Assim, lendo-se os dois poemas que surgem das pastoral, é possível
encontrar o equilíbrio.
CRIAÇÃO
O comportamento
criativo predomina na cor verde. Caracteriza-se pela capacidade de
gerar polêmica e de surpreender. Foi o que ocorreu com a criação da
música dodecafônica ou dos recursos que a música por computador
podem oferecer.
O poema XLI
(Variações para música dodecafônica), da parte intitulada Più
allegro, mostra justamente técnicas de construção e deconstrução de
palavras oriundas do concretismo que encontram analogias com a
música dodecafônica.
Em ambos os
casos, há variações sobre o mesmo tema, ocorrendo o prazer estético
pelo diálogo entre semelhanças e diferenças sonoras e, no caso do
texto escrito, semânticas.
Finalmente o
azul, a cor do equilíbrio. Trata-se da pessoa com capacidade de
decisão para saber escolher o que e quando fazer, verificando qual
das outras cores, ou seja, comportamentos, deve predominar em cada
ocasião. É o caso da balada. O poema XLV
(Balada como/vida para acompanhamento de cítara e tabla, dançada e
cantada por muitas vozes à maneira dos mantras) é o único da parte
Finale, com o subtítulo Più soave.
Apresenta uma
prostituta velha, um operário, um professor, um garçom, um bêbado,
um mendigo, um motorista, um travesti, um poeta, um músico, um
policial, um estudante e um cheira-cola expondo seis versos
iniciados com "Uma vida é só uma vida". Ao final, todos dizem:
" Uma vida é só uma vida
só uma vida é vivida
melhor se for dividida
e tudo mais é só
e tudo mais é
e tudo mais
e tudo
e"
De fato, o
segredo da poesia, como já ensinava Fernando Pessoa, também
homenageado por Anibal Beça com um poema, está em ser todos e nenhum
ao mesmo tempo, pois somente dividindo-se seria possível encontrar o
ponto que nos une.
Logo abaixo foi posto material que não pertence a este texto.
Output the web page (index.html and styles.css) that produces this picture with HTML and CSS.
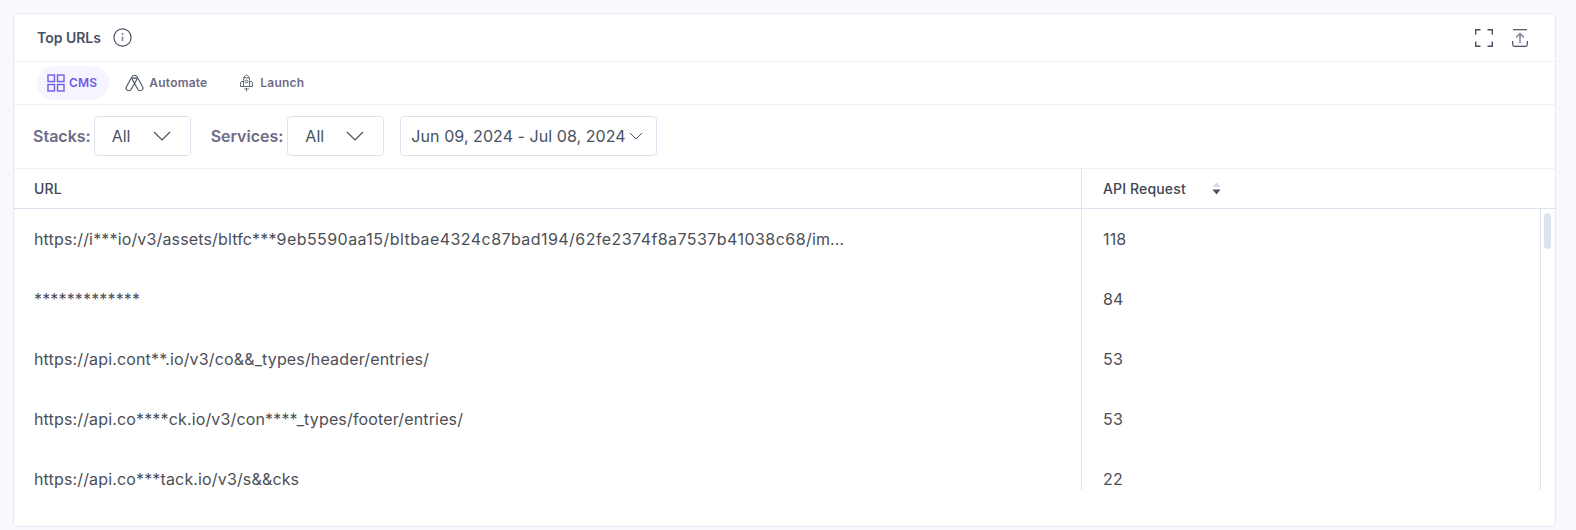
FILE: index.html
```html
<!DOCTYPE html>
<html lang="en">
<head>
    <meta charset="UTF-8">
    <meta name="viewport" content="width=device-width, initial-scale=1.0">
    <title>Top URLs</title>
    <link rel="stylesheet" href="styles.css">
</head>
<body>
    <div class="card">
        <div class="card-header">
            <div class="card-title">
                <span>Top URLs</span>
                <svg class="info-icon" width="19" height="19" viewBox="0 0 19 19" fill="none" stroke="#475161" stroke-width="1.2">
                    <circle cx="9.500" cy="9.500" r="8.600"/>
                    <path d="M9.500 8.500v4.500" stroke="#7f7b94" stroke-width="1.500"/>
                    <circle cx="9.500" cy="6" r="0.400" stroke="#7f7b94"/>
                </svg>
            </div>
            <div class="card-actions">
                <svg width="18" height="18" viewBox="0 0 18 18" fill="none" stroke="#475161" stroke-width="1.400">
                    <path d="M.7 5.500V.7H5.500M12.500 .7H17.300V5.500M17.300 12.500V17.300H12.500M5.500 17.300H.7V12.500"/>
                </svg>
                <svg width="16" height="18" viewBox="0 0 16 18" fill="none" stroke="#475161" stroke-width="1.200">
                    <path d="M1 .7H15"/>
                    <path d="M8 14V4.500M4 8.500L8 4.500L12 8.500" stroke="#7a8496" stroke-width="1.500"/>
                    <path d="M.7 12V15.500C.7 16.700 1.300 17.300 2.500 17.300H13.500C14.700 17.300 15.300 16.700 15.300 15.500V12"/>
                </svg>
            </div>
        </div>

        <div class="tabs">
            <div class="tab active">
                <svg width="18" height="18" viewBox="0 0 18 18" fill="none" stroke="#6c5ce7" stroke-width="1.400">
                    <rect x="1" y="1" width="6.500" height="6.500"/>
                    <rect x="10.500" y="1" width="6.500" height="6.500"/>
                    <rect x="1" y="10.500" width="6.500" height="6.500"/>
                    <rect x="10.500" y="10.500" width="6.500" height="6.500"/>
                </svg>
                <span>CMS</span>
            </div>
            <div class="tab automate">
                <svg width="19" height="18" viewBox="0 0 19 18" fill="none" stroke="#475161" stroke-width="1.100" stroke-linejoin="round">
                    <path d="M1.300 13L6.800 3C8 .6 11 .6 12.200 3L17.700 13C19 16 15 18.200 13 15.500L9.500 9.500L6 15.500C4 18.200 0 16 1.300 13Z"/>
                    <path d="M9.500 9.500L12 5C11 3.500 8 3.500 7 5L9.500 9.500"/>
                </svg>
                <span>Automate</span>
            </div>
            <div class="tab rocket">
                <svg width="13" height="18" viewBox="0 0 13 18" fill="none" stroke="#5f6674" stroke-width="1">
                    <path d="M6.500 .7C4.500 1.800 3.500 4 3.500 6.500V12.500H9.500V6.500C9.500 4 8.500 1.800 6.500 .7Z"/>
                    <path d="M3.500 3.800H9.500"/>
                    <circle cx="6.500" cy="7.500" r="1.400"/>
                    <path d="M3.500 7.500H1.800C1 7.500 .6 8 .6 8.800V12.500H3.500M9.500 7.500H11.200C12 7.500 12.400 8 12.400 8.800V12.500H9.500"/>
                    <path d="M5 14V15.500M6.500 14V17.500M8 14V15.500"/>
                </svg>
                <span>Launch</span>
            </div>
        </div>

        <div class="filters">
            <label class="filter-label">Stacks:</label>
            <div class="select">
                <span>All</span>
                <svg width="18" height="10" viewBox="0 0 18 10" fill="none" stroke="#475161" stroke-width="1.200"><path d="M1 1L9 9L17 1"/></svg>
            </div>
            <label class="filter-label second">Services:</label>
            <div class="select">
                <span>All</span>
                <svg width="18" height="10" viewBox="0 0 18 10" fill="none" stroke="#475161" stroke-width="1.200"><path d="M1 1L9 9L17 1"/></svg>
            </div>
            <div class="date-select">
                <span>Jun 09, 2024 - Jul 08, 2024</span>
                <svg width="14" height="8" viewBox="0 0 14 8" fill="none" stroke="#475161" stroke-width="1"><path d="M1 1L7 7L13 1"/></svg>
            </div>
        </div>

        <div class="table-head">
            <div class="col-url">URL</div>
            <div class="col-api">
                <span>API Request</span>
                <svg width="9" height="13" viewBox="0 0 9 13"><path d="M4.500 0L8.500 5H.5Z" fill="#d5dbe8"/><path d="M.5 7.500H8.500L4.500 12.500Z" fill="#475161"/></svg>
            </div>
        </div>

        <div class="table-wrap">
            <div class="rows">
                <div class="row">
                    <div class="col-url"><span>https://i***io/v3/assets/bltfc***<span class="hash">9eb5590aa15/bltbae4324c87bad194/62fe2374f8a7537b41038c68</span>/im...</span></div>
                    <div class="col-api">118</div>
                </div>
                <div class="row">
                    <div class="col-url">*************</div>
                    <div class="col-api">84</div>
                </div>
                <div class="row">
                    <div class="col-url">https://api.cont**.io/v3/co&amp;&amp;_types/header/entries/</div>
                    <div class="col-api">53</div>
                </div>
                <div class="row">
                    <div class="col-url">https://api.co****ck.io/v3/con****_types/footer/entries/</div>
                    <div class="col-api">53</div>
                </div>
                <div class="row">
                    <div class="col-url">https://api.co***tack.io/v3/s&amp;&amp;cks</div>
                    <div class="col-api">22</div>
                </div>
            </div>
            <div class="scroll-track">
                <div class="scroll-thumb"></div>
            </div>
        </div>
    </div>
</body>
</html>
```

FILE: styles.css
```css
* {
    box-sizing: border-box;
}
body {
    font-family: Inter, "Liberation Sans", sans-serif;
    margin: 0;
    padding: 13px 20px 3px 13px;
    height: 530px;
    overflow: hidden;
    background-color: #f7f9fd;
    color: #3f4654;
}
.card {
    height: 514px;
    background-color: #fff;
    border: 1px solid #e6e9f4;
    border-radius: 4px;
}
.card-header {
    display: flex;
    justify-content: space-between;
    align-items: center;
    height: 48px;
    padding: 0 27px 0 23px;
    border-bottom: 1px solid #eef0f7;
}
.card-title {
    display: flex;
    align-items: center;
    gap: 12px;
    font-size: 14px;
    font-weight: 600;
    color: #475161;
}
.card-actions {
    display: flex;
    align-items: center;
    gap: 19px;
}
.tabs {
    display: flex;
    align-items: center;
    height: 43px;
    padding: 0 23px;
    border-bottom: 1px solid #eef0f7;
}
.tab {
    display: flex;
    align-items: center;
    gap: 4px;
    height: 34px;
    padding: 0 12px 1px 10px;
    margin-right: 5px;
    border-radius: 17px;
    font-size: 12px;
    font-weight: 600;
    letter-spacing: .2px;
    color: #6e6b86;
}
.tab.active {
    background-color: #f6f4ff;
    color: #6c5ce7;
    margin-right: 6px;
}
.tab.automate {
    gap: 5px;
}
.tab.rocket {
    gap: 7px;
    padding-left: 16px;
}
.filters {
    display: flex;
    align-items: center;
    height: 64px;
    padding: 0 19px 1px;
    border-bottom: 1px solid #eef0f7;
}
.filter-label {
    font-size: 16px;
    font-weight: 600;
    color: #6e6b86;
    margin-right: 3px;
}
.filter-label.second {
    margin-left: 20px;
    margin-right: 4px;
}
.select {
    display: flex;
    align-items: center;
    justify-content: space-between;
    width: 97px;
    height: 40px;
    padding: 0 19px 0 17px;
    border: 1px solid #dde3ee;
    border-radius: 4px;
    font-size: 16px;
    color: #475161;
}
.date-select {
    display: flex;
    align-items: center;
    gap: 3px;
    width: 257px;
    height: 40px;
    margin-left: 16px;
    padding-left: 10px;
    border: 1px solid #dde3ee;
    border-radius: 4px;
    font-size: 16px;
    letter-spacing: .06px;
    color: #475161;
}
.table-head {
    display: flex;
    height: 40px;
    border-bottom: 1px solid #dde3ee;
    font-size: 14px;
    font-weight: 500;
    letter-spacing: .15px;
    color: #3f4654;
}
.col-url {
    display: flex;
    align-items: center;
    width: 1068px;
    padding-left: 20px;
    border-right: 1px solid #dde3ee;
}
.col-api {
    display: flex;
    align-items: center;
    padding-left: 21px;
    gap: 26px;
}
.table-wrap {
    display: flex;
    height: 281px;
    overflow: hidden;
}
.rows {
    width: 1527px;
    height: 281px;
    overflow: hidden;
    border-right: 1px solid #dde3ee;
    font-size: 16px;
    letter-spacing: .15px;
    color: #4c4f57;
}
.hash {
    letter-spacing: .44px;
}
.row {
    display: flex;
    height: 60px;
}
.scroll-track {
    padding: 4px 0 0 3px;
}
.scroll-thumb {
    width: 7px;
    height: 36px;
    border-radius: 4px;
    background-color: #dde3ee;
}
```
Ao terminar com uma conjunção aditiva (e),
revela-se o desejo de diálogo infinito do ser humano, sempre
buscando novas fronteiras.
Portanto,
mergulhado na essência dos moradores da noite, Anibal Beça faz sua
suíte. Retira da grande ópera humana os melhores momentos e compõe
músicas/quadros/poemas repletos de erudição e sensibilidade. Há
neles talento de compositor e sentimento humano, numa mistura feliz
de drama a Manuel Bandeira e rigidez a João Cabral de Melo Neto.
Assim como
esses dois expoentes máximos da literatura eram parentes, criando
obras díspares, mas igualmente geniais, Beça vence o desafio
proposto por Bono. Veste os seis chapéus coloridos de forma
intercalada e na hora certa, gerando um livro camaleônico em que
cada poema é um novo desafio e surge com uma nova cor, um novo ritmo
e um novo sentido.
PRIVILÉGIO
Valéry
(1871-1945) já disse que "...em poesia, trata-se antes de mais nada,
de fazer, com a própria dor dos habitantes da noite, ritmos
musicais"e reúne suas impressões poéticas em uma suíte para ser lida
e relida, ouvida e repetida, como as profecias metafóricas de
Tirésias ou os oráculos misteriosos da Pítia de Delfos. Decifrar
tais desígnios exige a paciência oriental de pronunciar um mantra.
Esse é o
desafio ascético e estético que o poeta amazonense impõe, com
perícia, aos leitores, provando que sua poesia não é para ser vista
e rapidamente esquecida, mas para ser ludicamente degustada, como um
bom vinho, ou pacientemente estudada, como um enorme quebra-cabeças.
Penetrar nela
já é um prêmio. Ter acesso ao número de Ariadne que descortina a
saída do labirinto que cria, um privilégio. Espero que
tenhamos a capacidade de fazê-lo antes que o minotauro do
inconsciente nos devore e nos prive da capacidade de usar com
arbítrio os seis chapéus de Edward de Bono.
Os poemas de
Anibal Beça são um passo para que isso aconteça, pois seus
oraculares poemas contém chaves para penetrar no neobarroco
pós-moderno ditado por uma era de neomegaglobalização praticamente
indefinível na qual poucos, muito poucos, conservam a poesia viva.
Anibal Beça é um desses privilegiados.
Oscar D'Ambrosio é articulista do Jornal da Tarde,
membro da Associação Paulista de Críticos de Arte e da UBE.